Run the following commands to create a conda environment (assume CUDA10.1):

conda create -n renet python=3.6 numpy
conda activate renet
pip install torch==1.6.0+cu101 torchvision==0.7.0+cu101 -f https://download.pytorch.org/whl/torch_stable.html
conda install -c dglteam "dgl-cuda10.1<0.5"

Installation (AWS)

Run the following commands to create a conda environment (assume CUDA10.1):

conda create --name pytorch_p37_renet --clone pytorch_p37
source activate pytorch_p37_renet
pip install dgl-cu110 -f https://data.dgl.ai/wheels/repo.html

Train and Test

In this code, RE-Net with RGCN aggregator is included. Before running, the user should preprocess datasets.

cd data/DATA_NAME
python3 get_history_graph.py

We first pretrain the global model.

python3 pretrain.py -d DATA_NAME --gpu 0 --dropout 0.5 --n-hidden 200 --lr 1e-3 --max-epochs 20 --batch-size 1024

Then, train the model.

python3 train.py -d DATA_NAME --gpu 0 --dropout 0.5 --n-hidden 200 --lr 1e-3 --max-epochs 20 --batch-size 1024

We are ready to test!

python3 test.py -d DATA_NAME --gpu 0 --n-hidden 200

Predict (produce a prediction file for all subjects in the test file)

python3 predict.py -d DATA_NAME --gpu 0 --n-hidden 200

The default hyperparameters give the best performances.

Related Work

Our work is on an extrapolation problem. There are only a few work on the problem. Many studies on temporal knowledge graphs are focused on an intrapolation problem. We organized the list of related work such as Temporal Knowledge Graph Reasoning, Dynamic Graph Embedding, Knowledge Graph Embedding, and Static Graph Embedding.

Datasets

There are four datasets: ICEWS18, ICEWS14 (from Know-Evolve), GDELT, WIKI, and YAGO. These datasets are for the extrapolation problem. Times of test set should be larger than times of train and valid sets. (Times of valid set also should be larger than times of train set.) Each data folder has 'stat.txt', 'train.txt', 'valid.txt', 'test.txt',and 'get_history_graph.py'.
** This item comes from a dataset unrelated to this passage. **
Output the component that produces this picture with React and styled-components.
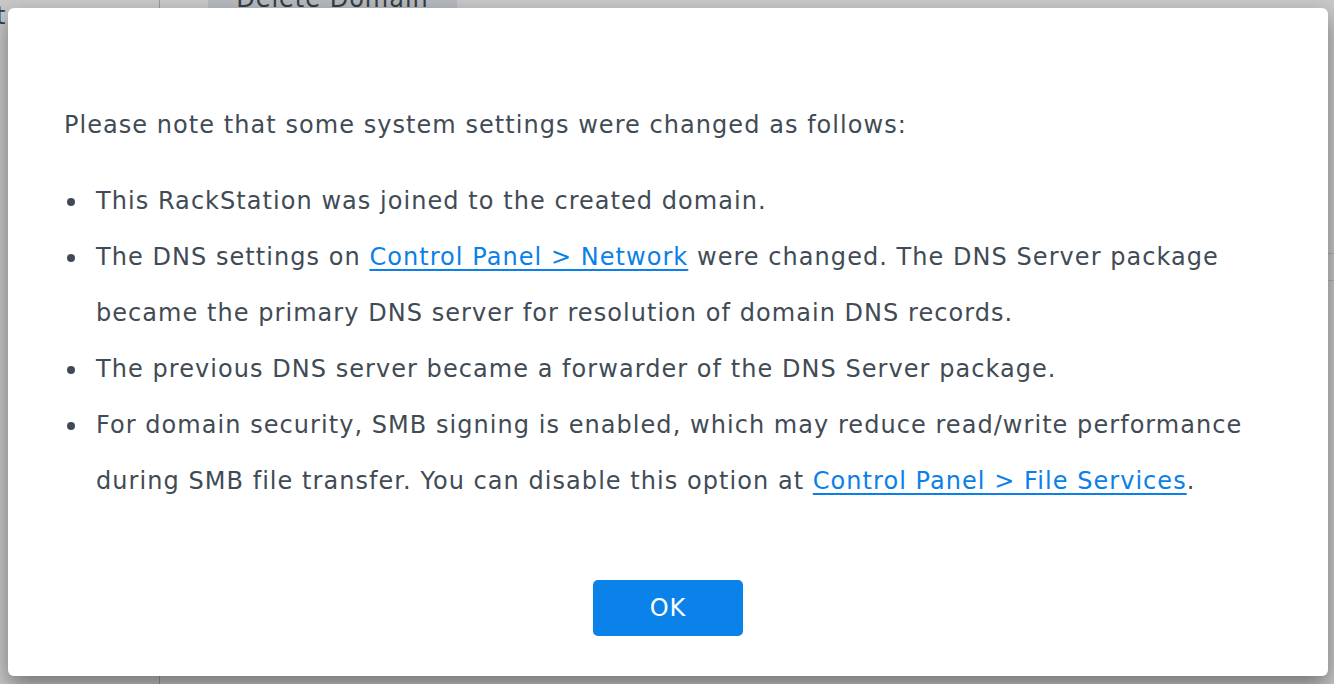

  • 'get_history_graph.py': This is for getting history and graph for the model.
  • 'stat.txt': First value is the number of entities, and second value is the number of relations.
  • 'train.txt', 'valid.txt', 'test.txt': First column is subject entities, second column is relations, and third column is object entities. The fourth column is time. The fifth column is for know-evolve's data format. It is ignored in RE-Net.

For relation names in GDELT, please refer to the GDLET codebook.

Baselines

We use the following public codes for baselines and hyperparameters. We validated embedding sizes among presented values.

Baselines Code Embedding size Batch size
TransE (Bordes et al., 2013) Link 100, 200 1024
DistMult (Yang et al., 2015) Link 100, 200 1024
ComplEx (Trouillon et al., 2016) Link 50, 100, 200 100
RGCN (Schlichtkrull et al., 2018) Link 200 Default
ConvE (Dettmers et al., 2018) Link 200 128
Know-Evolve (Trivedi et al., 2017) Link Default Default
HyTE (Dasgupta et al., 2018) Link 128 Default

We implemented TA-TransE, TA-DistMult, and TTransE. The user can run the baselines by the following command.

cd ./baselines
CUDA_VISIBLE_DEVICES=0 python3 TA-TransE.py -f 1 -d ICEWS18 -L 1 -bs 1024 -n 1000

The user can find implementations in the 'baselines' folder.